What does it cost to lodge a caveat?

There is a legal fee to cover the drafting of the caveat; attending to execution and lodgment at the LPI; notifying the vendor’s solicitors, the incoming mortgagee and any other interested parties.

There is also a registration fee charged by the Registrar-General, which at 1 July 2012 is $102.00 plus an agency fee and any applicable title search fees.

What are other buyers doing?

Different people have different perceptions and responses to risk. Some buyers are willing to take a risk by relying upon the rarity of a scenario as in Black v Garnock to save the extra cost of lodging a caveat. More buyers than before are lodging caveats but not everyone is doing so.

Note: We always do a final title search as close to the settlement time as possible (no more than 1 hour before) but it is still possible that a competing interest in the land could be registered and therefore take priority in this small window of time.

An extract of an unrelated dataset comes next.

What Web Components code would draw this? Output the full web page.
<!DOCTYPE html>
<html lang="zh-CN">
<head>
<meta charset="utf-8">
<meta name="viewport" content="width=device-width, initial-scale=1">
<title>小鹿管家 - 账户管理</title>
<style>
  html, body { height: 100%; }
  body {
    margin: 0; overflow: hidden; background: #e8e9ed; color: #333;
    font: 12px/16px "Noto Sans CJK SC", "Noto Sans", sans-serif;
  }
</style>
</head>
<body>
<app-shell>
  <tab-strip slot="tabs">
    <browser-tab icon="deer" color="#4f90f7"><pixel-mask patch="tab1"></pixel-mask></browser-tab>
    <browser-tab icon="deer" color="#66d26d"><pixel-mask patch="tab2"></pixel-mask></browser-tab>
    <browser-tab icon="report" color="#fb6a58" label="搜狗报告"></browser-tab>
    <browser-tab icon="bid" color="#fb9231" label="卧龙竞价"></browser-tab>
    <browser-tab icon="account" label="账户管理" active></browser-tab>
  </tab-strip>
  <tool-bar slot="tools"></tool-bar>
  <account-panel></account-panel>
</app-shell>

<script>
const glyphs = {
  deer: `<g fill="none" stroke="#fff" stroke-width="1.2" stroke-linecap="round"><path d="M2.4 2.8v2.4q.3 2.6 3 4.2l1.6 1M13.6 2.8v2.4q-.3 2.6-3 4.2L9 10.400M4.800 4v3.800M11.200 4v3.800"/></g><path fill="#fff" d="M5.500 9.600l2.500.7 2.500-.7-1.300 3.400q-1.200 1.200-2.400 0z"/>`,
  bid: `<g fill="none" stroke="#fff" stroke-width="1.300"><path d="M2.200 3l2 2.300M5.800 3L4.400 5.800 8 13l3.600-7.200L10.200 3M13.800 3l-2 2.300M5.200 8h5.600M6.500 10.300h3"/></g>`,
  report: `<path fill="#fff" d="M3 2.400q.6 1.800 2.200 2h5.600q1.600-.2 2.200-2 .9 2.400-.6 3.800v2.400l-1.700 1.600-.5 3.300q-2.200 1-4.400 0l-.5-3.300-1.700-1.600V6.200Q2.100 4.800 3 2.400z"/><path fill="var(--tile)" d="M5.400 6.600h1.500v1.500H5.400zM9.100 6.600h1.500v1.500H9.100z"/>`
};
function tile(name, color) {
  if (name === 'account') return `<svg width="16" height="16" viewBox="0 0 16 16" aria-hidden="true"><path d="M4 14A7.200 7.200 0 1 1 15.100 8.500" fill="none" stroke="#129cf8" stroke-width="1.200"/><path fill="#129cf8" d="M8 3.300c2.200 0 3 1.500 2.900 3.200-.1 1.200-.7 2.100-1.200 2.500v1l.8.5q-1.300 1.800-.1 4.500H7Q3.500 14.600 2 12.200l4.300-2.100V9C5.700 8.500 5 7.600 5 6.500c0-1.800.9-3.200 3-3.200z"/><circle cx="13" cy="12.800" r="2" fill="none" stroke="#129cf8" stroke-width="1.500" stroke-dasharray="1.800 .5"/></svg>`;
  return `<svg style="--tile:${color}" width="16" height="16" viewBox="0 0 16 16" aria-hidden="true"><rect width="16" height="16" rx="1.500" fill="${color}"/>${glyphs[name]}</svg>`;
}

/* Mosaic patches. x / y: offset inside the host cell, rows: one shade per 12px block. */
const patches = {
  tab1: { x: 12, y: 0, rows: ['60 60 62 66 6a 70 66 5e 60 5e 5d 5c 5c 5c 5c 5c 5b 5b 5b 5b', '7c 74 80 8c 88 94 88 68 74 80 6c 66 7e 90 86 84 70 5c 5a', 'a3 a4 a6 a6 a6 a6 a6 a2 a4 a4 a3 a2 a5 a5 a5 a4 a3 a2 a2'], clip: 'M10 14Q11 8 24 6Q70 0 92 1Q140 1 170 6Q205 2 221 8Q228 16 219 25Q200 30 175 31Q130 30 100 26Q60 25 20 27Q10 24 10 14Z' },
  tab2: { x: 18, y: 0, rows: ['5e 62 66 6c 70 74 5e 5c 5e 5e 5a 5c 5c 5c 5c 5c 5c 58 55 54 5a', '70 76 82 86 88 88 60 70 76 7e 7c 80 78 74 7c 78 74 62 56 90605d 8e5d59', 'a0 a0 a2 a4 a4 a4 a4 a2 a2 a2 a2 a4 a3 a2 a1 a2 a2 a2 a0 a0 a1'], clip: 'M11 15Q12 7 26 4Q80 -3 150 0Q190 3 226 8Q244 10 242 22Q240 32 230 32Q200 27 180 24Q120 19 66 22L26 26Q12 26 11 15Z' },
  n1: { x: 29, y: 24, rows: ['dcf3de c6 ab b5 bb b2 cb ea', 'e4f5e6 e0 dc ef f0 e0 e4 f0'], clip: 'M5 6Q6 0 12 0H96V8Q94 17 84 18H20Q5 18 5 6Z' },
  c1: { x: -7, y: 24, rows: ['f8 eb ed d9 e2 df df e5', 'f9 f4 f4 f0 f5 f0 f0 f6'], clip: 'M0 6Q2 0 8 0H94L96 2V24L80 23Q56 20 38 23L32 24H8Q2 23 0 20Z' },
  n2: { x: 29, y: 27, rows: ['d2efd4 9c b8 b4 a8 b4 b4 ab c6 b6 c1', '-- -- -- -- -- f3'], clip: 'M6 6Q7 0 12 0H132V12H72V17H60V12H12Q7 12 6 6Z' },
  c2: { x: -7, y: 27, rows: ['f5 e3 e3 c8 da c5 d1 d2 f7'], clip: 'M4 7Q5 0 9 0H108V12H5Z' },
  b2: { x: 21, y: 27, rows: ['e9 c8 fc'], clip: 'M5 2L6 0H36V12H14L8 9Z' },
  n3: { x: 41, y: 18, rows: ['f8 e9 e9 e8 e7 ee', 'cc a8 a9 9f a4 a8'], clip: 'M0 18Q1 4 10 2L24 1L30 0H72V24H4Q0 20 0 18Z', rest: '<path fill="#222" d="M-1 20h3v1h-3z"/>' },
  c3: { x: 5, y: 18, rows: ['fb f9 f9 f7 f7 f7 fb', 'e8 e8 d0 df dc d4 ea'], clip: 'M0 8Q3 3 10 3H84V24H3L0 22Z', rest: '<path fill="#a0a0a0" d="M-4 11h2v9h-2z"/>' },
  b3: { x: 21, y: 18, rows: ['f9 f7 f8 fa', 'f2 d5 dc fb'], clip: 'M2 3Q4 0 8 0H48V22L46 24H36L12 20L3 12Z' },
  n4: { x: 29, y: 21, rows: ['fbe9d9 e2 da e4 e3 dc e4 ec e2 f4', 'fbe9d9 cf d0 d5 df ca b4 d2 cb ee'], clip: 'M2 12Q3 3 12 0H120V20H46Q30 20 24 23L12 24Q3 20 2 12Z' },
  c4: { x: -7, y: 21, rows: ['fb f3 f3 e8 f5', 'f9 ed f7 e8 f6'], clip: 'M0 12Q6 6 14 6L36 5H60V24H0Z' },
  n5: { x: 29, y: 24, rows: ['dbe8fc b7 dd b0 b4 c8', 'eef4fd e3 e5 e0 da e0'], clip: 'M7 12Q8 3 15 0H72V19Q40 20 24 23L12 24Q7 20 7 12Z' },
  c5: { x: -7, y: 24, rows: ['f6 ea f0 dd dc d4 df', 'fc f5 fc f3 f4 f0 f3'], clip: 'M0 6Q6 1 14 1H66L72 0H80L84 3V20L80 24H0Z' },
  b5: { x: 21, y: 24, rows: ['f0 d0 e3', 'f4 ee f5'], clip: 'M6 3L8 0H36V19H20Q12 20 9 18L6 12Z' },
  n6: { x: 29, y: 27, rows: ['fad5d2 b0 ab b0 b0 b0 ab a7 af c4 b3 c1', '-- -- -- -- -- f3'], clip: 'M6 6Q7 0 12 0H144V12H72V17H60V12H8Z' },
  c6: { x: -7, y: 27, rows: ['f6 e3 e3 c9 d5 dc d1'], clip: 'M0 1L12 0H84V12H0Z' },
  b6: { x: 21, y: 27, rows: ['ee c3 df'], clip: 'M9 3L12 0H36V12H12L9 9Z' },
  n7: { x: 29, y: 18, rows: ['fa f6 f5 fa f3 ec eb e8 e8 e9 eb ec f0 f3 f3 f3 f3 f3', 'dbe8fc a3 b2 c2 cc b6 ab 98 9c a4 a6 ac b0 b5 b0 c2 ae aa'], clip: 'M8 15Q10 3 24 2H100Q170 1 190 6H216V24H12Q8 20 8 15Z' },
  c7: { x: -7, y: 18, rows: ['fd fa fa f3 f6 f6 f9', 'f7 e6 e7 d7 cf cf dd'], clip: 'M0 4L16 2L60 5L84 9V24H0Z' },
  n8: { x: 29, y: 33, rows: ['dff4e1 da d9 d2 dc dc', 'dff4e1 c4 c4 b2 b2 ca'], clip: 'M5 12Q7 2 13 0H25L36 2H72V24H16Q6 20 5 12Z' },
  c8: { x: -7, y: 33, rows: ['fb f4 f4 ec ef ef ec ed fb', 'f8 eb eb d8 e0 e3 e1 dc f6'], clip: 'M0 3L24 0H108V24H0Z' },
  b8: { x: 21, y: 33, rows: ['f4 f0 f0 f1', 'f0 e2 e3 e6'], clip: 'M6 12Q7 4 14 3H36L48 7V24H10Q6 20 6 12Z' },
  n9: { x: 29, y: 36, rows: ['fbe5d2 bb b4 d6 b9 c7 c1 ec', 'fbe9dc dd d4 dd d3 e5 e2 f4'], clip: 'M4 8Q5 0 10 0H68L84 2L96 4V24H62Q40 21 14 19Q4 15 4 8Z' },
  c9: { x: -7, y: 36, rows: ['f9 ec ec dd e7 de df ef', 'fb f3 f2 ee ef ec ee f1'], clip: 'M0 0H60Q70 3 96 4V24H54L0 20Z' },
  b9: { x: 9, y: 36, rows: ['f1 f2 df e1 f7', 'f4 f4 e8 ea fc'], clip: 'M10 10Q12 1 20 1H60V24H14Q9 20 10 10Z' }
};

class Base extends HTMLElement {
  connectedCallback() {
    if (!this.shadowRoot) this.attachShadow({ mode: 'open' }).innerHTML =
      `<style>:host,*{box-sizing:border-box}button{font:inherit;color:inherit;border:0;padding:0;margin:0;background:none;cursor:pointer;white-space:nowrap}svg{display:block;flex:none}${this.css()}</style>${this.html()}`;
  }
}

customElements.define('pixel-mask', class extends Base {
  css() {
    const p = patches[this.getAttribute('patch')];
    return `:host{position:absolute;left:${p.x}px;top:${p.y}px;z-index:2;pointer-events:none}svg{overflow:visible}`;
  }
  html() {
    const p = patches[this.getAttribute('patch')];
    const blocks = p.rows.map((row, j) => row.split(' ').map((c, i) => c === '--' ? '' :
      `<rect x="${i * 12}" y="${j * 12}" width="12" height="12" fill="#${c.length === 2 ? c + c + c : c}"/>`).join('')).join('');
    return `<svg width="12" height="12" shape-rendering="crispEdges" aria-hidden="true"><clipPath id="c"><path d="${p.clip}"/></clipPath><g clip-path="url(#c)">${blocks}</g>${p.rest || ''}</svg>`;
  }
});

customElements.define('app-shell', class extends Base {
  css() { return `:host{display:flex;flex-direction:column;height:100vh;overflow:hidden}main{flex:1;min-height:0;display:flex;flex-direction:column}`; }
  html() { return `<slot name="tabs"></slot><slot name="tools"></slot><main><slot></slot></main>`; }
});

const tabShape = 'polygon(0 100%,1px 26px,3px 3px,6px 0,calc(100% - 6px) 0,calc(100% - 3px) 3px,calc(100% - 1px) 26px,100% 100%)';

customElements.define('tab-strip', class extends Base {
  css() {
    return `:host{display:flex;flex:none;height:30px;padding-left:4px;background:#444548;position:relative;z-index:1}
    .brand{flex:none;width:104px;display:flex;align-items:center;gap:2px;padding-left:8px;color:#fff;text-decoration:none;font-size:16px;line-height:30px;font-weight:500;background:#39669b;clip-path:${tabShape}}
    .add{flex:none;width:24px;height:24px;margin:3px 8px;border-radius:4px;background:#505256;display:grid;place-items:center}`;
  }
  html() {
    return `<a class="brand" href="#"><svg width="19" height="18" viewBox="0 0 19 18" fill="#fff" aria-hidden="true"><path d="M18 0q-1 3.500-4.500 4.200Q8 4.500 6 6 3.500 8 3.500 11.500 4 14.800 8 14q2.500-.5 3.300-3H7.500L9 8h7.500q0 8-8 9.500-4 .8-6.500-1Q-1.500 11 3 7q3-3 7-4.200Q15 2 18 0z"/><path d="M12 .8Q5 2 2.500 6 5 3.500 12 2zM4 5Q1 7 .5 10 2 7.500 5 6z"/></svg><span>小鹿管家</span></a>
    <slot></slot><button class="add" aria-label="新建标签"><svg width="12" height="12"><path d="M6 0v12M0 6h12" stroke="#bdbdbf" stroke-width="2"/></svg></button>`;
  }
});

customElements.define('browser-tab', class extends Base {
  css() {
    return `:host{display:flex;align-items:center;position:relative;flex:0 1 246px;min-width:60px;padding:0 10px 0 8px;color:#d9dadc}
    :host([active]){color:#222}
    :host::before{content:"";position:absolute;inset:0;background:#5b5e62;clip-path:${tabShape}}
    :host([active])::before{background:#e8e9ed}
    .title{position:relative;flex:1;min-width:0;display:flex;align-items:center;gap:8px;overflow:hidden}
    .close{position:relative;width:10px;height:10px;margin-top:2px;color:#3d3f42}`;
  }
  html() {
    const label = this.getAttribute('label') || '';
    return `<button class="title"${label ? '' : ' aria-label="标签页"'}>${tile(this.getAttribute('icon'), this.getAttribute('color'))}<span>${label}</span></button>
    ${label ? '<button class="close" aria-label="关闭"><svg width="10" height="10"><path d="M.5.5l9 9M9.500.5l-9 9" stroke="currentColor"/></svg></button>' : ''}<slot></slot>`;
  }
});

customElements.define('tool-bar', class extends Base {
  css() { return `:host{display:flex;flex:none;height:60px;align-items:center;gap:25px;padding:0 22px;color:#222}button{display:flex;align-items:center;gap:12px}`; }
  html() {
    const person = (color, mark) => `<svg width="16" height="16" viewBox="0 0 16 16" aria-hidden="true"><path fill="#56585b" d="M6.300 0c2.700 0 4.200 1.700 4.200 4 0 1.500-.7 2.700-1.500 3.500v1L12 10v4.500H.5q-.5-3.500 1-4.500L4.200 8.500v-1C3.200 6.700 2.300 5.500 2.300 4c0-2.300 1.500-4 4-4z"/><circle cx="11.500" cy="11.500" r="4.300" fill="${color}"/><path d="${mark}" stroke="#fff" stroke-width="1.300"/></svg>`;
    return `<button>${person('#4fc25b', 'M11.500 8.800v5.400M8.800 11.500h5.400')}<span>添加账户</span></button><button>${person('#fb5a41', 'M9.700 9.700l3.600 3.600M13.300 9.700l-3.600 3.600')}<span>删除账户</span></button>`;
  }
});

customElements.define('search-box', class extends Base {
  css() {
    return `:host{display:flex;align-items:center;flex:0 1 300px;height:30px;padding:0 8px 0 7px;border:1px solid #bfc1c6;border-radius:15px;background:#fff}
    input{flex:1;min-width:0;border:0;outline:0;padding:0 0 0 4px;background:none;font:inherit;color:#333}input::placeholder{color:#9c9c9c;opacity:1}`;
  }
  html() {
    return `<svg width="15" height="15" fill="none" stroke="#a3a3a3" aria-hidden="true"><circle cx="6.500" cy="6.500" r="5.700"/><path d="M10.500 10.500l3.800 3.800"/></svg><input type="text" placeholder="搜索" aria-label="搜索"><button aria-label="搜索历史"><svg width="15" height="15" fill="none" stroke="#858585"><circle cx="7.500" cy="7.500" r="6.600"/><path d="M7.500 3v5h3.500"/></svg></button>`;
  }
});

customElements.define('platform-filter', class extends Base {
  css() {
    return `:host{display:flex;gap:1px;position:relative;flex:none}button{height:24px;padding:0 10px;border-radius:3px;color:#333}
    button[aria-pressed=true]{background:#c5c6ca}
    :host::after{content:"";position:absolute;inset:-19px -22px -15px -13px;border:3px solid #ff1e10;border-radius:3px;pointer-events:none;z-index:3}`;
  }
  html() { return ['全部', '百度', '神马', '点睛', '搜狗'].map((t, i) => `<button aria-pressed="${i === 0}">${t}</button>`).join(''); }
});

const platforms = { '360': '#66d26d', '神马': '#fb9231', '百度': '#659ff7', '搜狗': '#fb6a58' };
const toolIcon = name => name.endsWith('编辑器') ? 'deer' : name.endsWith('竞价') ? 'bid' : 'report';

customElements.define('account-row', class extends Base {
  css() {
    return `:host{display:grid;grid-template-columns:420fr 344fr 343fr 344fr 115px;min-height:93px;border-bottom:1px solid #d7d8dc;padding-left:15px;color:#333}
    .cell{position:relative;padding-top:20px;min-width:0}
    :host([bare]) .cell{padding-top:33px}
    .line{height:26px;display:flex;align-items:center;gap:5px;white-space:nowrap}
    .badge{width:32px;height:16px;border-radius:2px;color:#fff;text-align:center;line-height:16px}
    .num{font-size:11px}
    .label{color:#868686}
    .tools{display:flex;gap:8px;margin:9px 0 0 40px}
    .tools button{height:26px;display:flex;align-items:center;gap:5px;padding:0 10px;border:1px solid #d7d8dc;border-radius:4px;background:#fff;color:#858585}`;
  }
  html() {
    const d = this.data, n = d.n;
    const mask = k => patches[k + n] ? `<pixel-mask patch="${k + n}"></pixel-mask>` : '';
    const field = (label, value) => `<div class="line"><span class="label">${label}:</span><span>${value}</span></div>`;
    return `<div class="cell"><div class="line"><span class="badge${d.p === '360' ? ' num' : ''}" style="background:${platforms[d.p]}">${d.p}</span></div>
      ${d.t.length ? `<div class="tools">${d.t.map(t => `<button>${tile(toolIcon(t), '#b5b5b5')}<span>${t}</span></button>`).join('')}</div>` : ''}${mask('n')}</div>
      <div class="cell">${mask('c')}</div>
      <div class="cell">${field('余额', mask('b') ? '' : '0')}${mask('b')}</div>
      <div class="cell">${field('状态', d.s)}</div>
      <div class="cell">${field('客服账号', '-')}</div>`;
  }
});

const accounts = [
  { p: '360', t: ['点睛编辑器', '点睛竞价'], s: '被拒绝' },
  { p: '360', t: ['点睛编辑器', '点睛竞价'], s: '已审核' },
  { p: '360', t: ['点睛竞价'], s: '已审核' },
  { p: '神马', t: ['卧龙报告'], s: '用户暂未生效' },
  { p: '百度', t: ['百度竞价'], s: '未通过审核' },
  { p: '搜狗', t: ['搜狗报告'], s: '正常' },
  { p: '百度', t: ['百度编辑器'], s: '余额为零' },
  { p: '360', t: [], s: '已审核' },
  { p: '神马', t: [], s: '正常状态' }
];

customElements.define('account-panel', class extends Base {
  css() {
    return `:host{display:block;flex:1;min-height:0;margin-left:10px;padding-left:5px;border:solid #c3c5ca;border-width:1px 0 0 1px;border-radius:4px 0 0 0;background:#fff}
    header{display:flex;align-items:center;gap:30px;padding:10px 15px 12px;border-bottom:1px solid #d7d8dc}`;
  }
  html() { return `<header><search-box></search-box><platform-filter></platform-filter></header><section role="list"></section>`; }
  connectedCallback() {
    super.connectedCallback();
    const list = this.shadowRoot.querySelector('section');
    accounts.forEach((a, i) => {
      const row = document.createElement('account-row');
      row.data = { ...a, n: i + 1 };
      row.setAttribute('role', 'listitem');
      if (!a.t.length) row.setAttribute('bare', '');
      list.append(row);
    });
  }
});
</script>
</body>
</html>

However, it is far more likely that any competing interest would be registered in the period after settlement because of the time it takes mortgagee banks to lodge the documents for registration. This is something I have no control over. In the event you suffered loss as a result of your bank’s delay in registration then you would probably have a legal action against it the bank in negligence but it would be expensive and stressful to have to resort to this.

What is our advice?

You should lodge a caveat in every purchase. Even though there may be no warning signals in the course of your purchase, it is never possible to eliminate every risk. Although risk has to be balanced against cost, the cost here of lodging a caveat is a very small proportion of the investment.